Becoming a doctor and helping people has always been your dream. And now that you’re on the journey to becoming one, you’re considering which branch of medicine you want to pursue further. If treating a variety of health issues, instead of specializing in a particular field strikes your fancy, becoming a general practice doctor or a general practitioner is a good career option for you.

Here, we go over everything you need to know about general practice, what general practitioners do, how long it takes to become a general practitioner, and what kind of training you will need to undergo.
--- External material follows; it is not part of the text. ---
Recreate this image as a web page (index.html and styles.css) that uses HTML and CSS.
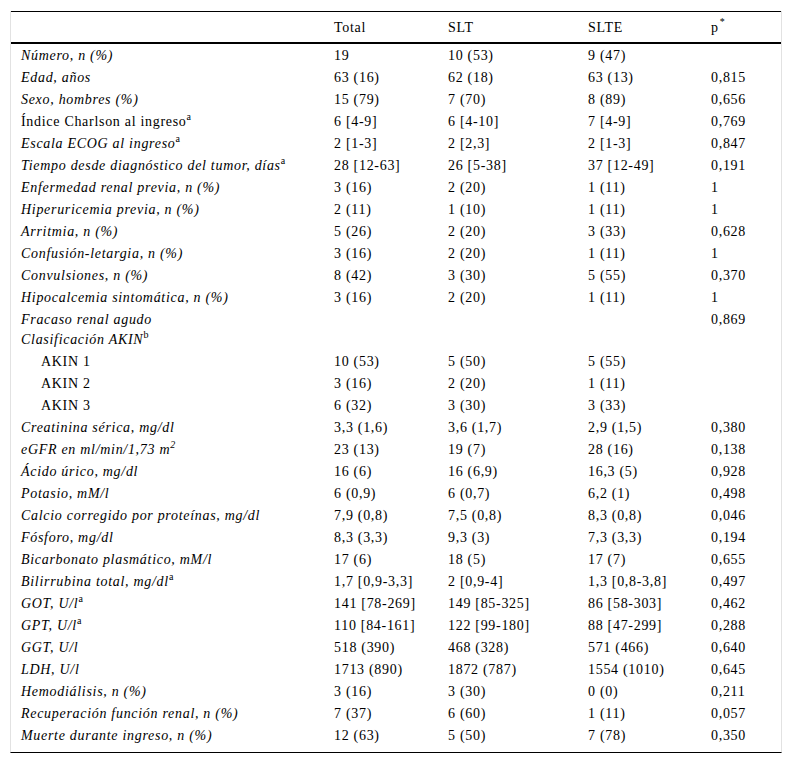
FILE: index.html
```html
<!DOCTYPE html>
<html lang="es">
<head>
<meta charset="utf-8">
<link rel="stylesheet" href="styles.css">
</head>
<body>
<div class="frame">
<table class="data">
<colgroup>
<col class="c1"><col class="c2"><col class="c3"><col class="c4"><col class="c5">
</colgroup>
<thead>
<tr><th></th><th>Total</th><th>SLT</th><th>SLTE</th><th>p<sup class="ast">*</sup></th></tr>
</thead>
<tbody>
<tr><td class="it">Número, n (%)</td><td>19</td><td>10 (53)</td><td>9 (47)</td><td></td></tr>
<tr><td class="it">Edad, años</td><td>63 (16)</td><td>62 (18)</td><td>63 (13)</td><td>0,815</td></tr>
<tr><td class="it">Sexo, hombres (%)</td><td>15 (79)</td><td>7 (70)</td><td>8 (89)</td><td>0,656</td></tr>
<tr><td>Índice Charlson al ingreso<sup>a</sup></td><td>6 [4-9]</td><td>6 [4-10]</td><td>7 [4-9]</td><td>0,769</td></tr>
<tr><td class="it">Escala ECOG al ingreso<sup>a</sup></td><td>2 [1-3]</td><td>2 [2,3]</td><td>2 [1-3]</td><td>0,847</td></tr>
<tr><td class="it">Tiempo desde diagnóstico del tumor, días<sup>a</sup></td><td>28 [12-63]</td><td>26 [5-38]</td><td>37 [12-49]</td><td>0,191</td></tr>
<tr><td class="it">Enfermedad renal previa, n (%)</td><td>3 (16)</td><td>2 (20)</td><td>1 (11)</td><td>1</td></tr>
<tr><td class="it">Hiperuricemia previa, n (%)</td><td>2 (11)</td><td>1 (10)</td><td>1 (11)</td><td>1</td></tr>
<tr><td class="it">Arritmia, n (%)</td><td>5 (26)</td><td>2 (20)</td><td>3 (33)</td><td>0,628</td></tr>
<tr><td class="it">Confusión-letargia, n (%)</td><td>3 (16)</td><td>2 (20)</td><td>1 (11)</td><td>1</td></tr>
<tr><td class="it">Convulsiones, n (%)</td><td>8 (42)</td><td>3 (30)</td><td>5 (55)</td><td>0,370</td></tr>
<tr><td class="it">Hipocalcemia sintomática, n (%)</td><td>3 (16)</td><td>2 (20)</td><td>1 (11)</td><td>1</td></tr>
<tr class="top"><td class="it">Fracaso renal agudo<br>Clasificación AKIN<sup>b</sup></td><td></td><td></td><td></td><td>0,869</td></tr>
<tr><td class="sub">AKIN 1</td><td>10 (53)</td><td>5 (50)</td><td>5 (55)</td><td></td></tr>
<tr><td class="sub">AKIN 2</td><td>3 (16)</td><td>2 (20)</td><td>1 (11)</td><td></td></tr>
<tr><td class="sub">AKIN 3</td><td>6 (32)</td><td>3 (30)</td><td>3 (33)</td><td></td></tr>
<tr><td class="it">Creatinina sérica, mg/dl</td><td>3,3 (1,6)</td><td>3,6 (1,7)</td><td>2,9 (1,5)</td><td>0,380</td></tr>
<tr><td class="it">eGFR en ml/min/1,73 m<sup class="sq">2</sup></td><td>23 (13)</td><td>19 (7)</td><td>28 (16)</td><td>0,138</td></tr>
<tr><td class="it">Ácido úrico, mg/dl</td><td>16 (6)</td><td>16 (6,9)</td><td>16,3 (5)</td><td>0,928</td></tr>
<tr><td class="it">Potasio, mM/l</td><td>6 (0,9)</td><td>6 (0,7)</td><td>6,2 (1)</td><td>0,498</td></tr>
<tr><td class="it">Calcio corregido por proteínas, mg/dl</td><td>7,9 (0,8)</td><td>7,5 (0,8)</td><td>8,3 (0,8)</td><td>0,046</td></tr>
<tr><td class="it">Fósforo, mg/dl</td><td>8,3 (3,3)</td><td>9,3 (3)</td><td>7,3 (3,3)</td><td>0,194</td></tr>
<tr><td class="it">Bicarbonato plasmático, mM/l</td><td>17 (6)</td><td>18 (5)</td><td>17 (7)</td><td>0,655</td></tr>
<tr><td class="it">Bilirrubina total, mg/dl<sup>a</sup></td><td>1,7 [0,9-3,3]</td><td>2 [0,9-4]</td><td>1,3 [0,8-3,8]</td><td>0,497</td></tr>
<tr><td class="it">GOT, U/l<sup>a</sup></td><td>141 [78-269]</td><td>149 [85-325]</td><td>86 [58-303]</td><td>0,462</td></tr>
<tr><td class="it">GPT, U/l<sup>a</sup></td><td>110 [84-161]</td><td>122 [99-180]</td><td>88 [47-299]</td><td>0,288</td></tr>
<tr><td class="it">GGT, U/l</td><td>518 (390)</td><td>468 (328)</td><td>571 (466)</td><td>0,640</td></tr>
<tr><td class="it">LDH, U/l</td><td>1713 (890)</td><td>1872 (787)</td><td>1554 (1010)</td><td>0,645</td></tr>
<tr><td class="it">Hemodiálisis, n (%)</td><td>3 (16)</td><td>3 (30)</td><td>0 (0)</td><td>0,211</td></tr>
<tr><td class="it">Recuperación función renal, n (%)</td><td>7 (37)</td><td>6 (60)</td><td>1 (11)</td><td>0,057</td></tr>
<tr class="last"><td class="it">Muerte durante ingreso, n (%)</td><td>12 (63)</td><td>5 (50)</td><td>7 (78)</td><td>0,350</td></tr>
</tbody>
</table>
</div>
</body>
</html>
```

FILE: styles.css
```css
html, body {
  margin: 0;
  padding: 0;
  background: #ffffff;
}
body {
  padding: 11px 0 0 10px;
  font-family: "Liberation Serif", "Times New Roman", serif;
  font-size: 14px;
  color: #000;
}
.frame {
  width: 770px;
  border-left: 1px solid #e2e2e2;
  border-right: 1px solid #e2e2e2;
  border-bottom: 1px solid #000;
}
.data {
  width: 100%;
  border-collapse: collapse;
  table-layout: fixed;
  letter-spacing: 0.7px;
}
.c1 { width: 313px; }
.c2 { width: 114px; }
.c3 { width: 140px; }
.c4 { width: 123px; }
.c5 { width: 80px; }
.data thead tr {
  border-top: 1px solid #000;
  border-bottom: 2px solid #000;
}
.data th {
  font-weight: normal;
  text-align: left;
  padding: 6px 0 4px 10px;
  line-height: 20px;
}
.data td {
  padding: 2px 0 0 10px;
  line-height: 20px;
  vertical-align: middle;
  white-space: nowrap;
}
.data tr.top td { vertical-align: top; }
.data tr.last td { padding-bottom: 6px; }
.it { font-style: italic; }
.sub { padding-left: 30px !important; }
sup {
  font-size: 10px;
  line-height: 0;
  vertical-align: 6px;
  font-style: normal;
  letter-spacing: 0;
}
sup.sq { font-style: italic; font-size: 10px; }
sup.ast { vertical-align: 7px; font-size: 10px; padding-left: 1px; }
```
What Do General Practitioners Do?

A general practitioner is a medical doctor who is trained to treat medical conditions across multiple fields. As doctor in primary care, they are the first specialist a patient consults to diagnose an illness. General practitioners have the technical knowledge of a broad range of conditions and, hence, can diagnose and treat many medical conditions. They refer a patient to a specialist if more specialized treatment is required, so they often work alongside other types of doctors, nurses and specialists. General practitioners need to have strong communication skills to clearly explain the medical diagnosis to the patients.

Some general practitioners may become family doctors who treat everyone from infants to the elderly in families. Other general practitioners focus on internal medicine, where they only treat adults. General practitioners also include speciality areas such as paediatrics and geriatrics.

Some general practitioners specialize in hospital medicine, which involves dealing exclusively with inpatients in hospitals. They are trained in handling facilities and equipment that are commonly found in hospitals.

What Training Do General Practitioners Undergo?

All types of general practitioners have similar training, but they have different certifications and specific qualifications. All aspiring doctors need to go through four years of a pre-med undergraduate program, with majors in biology or other related subjects. They must also ace the Medical College Admissions Test (MCAT).

Upon completion of the pre-med degree, medical students go on to earn their medical degree Doctor of Medicine (MD), and complete at least three years of medical residency before earning their license to practice medicine. Residency means more intensive education and clinical practice under the supervision of other physicians. Different disciplines require aspiring doctors to pass different board exams and certifications. Board exams test the medical expertise, clinical understanding, and diagnostic skills of a student. Each field has a specific board that is authorized to certify physicians in the particular field.

For instance, if you want to become a family doctor, your residency will be in family medicine with clinical rotations across a range of disciplines, such as obstetrics, paediatrics, general surgery, emergency medicine and more. You will need to pass a board examination offered by an organization such as the American Board of Family Medicine (ABFM).

If you want to be an Internist, you must complete a residency in internal medicine, training extensively in hospitals and clinics. You will then need to pass the board examination offered by the American Board of Internal Medicine (ABIM). Residency in internal medicine does not include rotations in obstetrics or paediatrics because internists do not treat children or deal with health issues specific to women.

As a gerontologist, you may want to do clinical residencies in internal or family medicine before applying to a geriatrics fellowship program, which involves additional clinical experience. If you want to get into paediatrics, your residency will be in children’s hospitals or paediatrics wards, and you will need to be certified by The American Board of Pediatrics.

Now that you have some clarity on the branch of general medicine and the kind of training you will need to undergo for each field, you should consider which branch matches your passion and skill set. Whichever subspecialty you choose, there is great scope for your career as a doctor.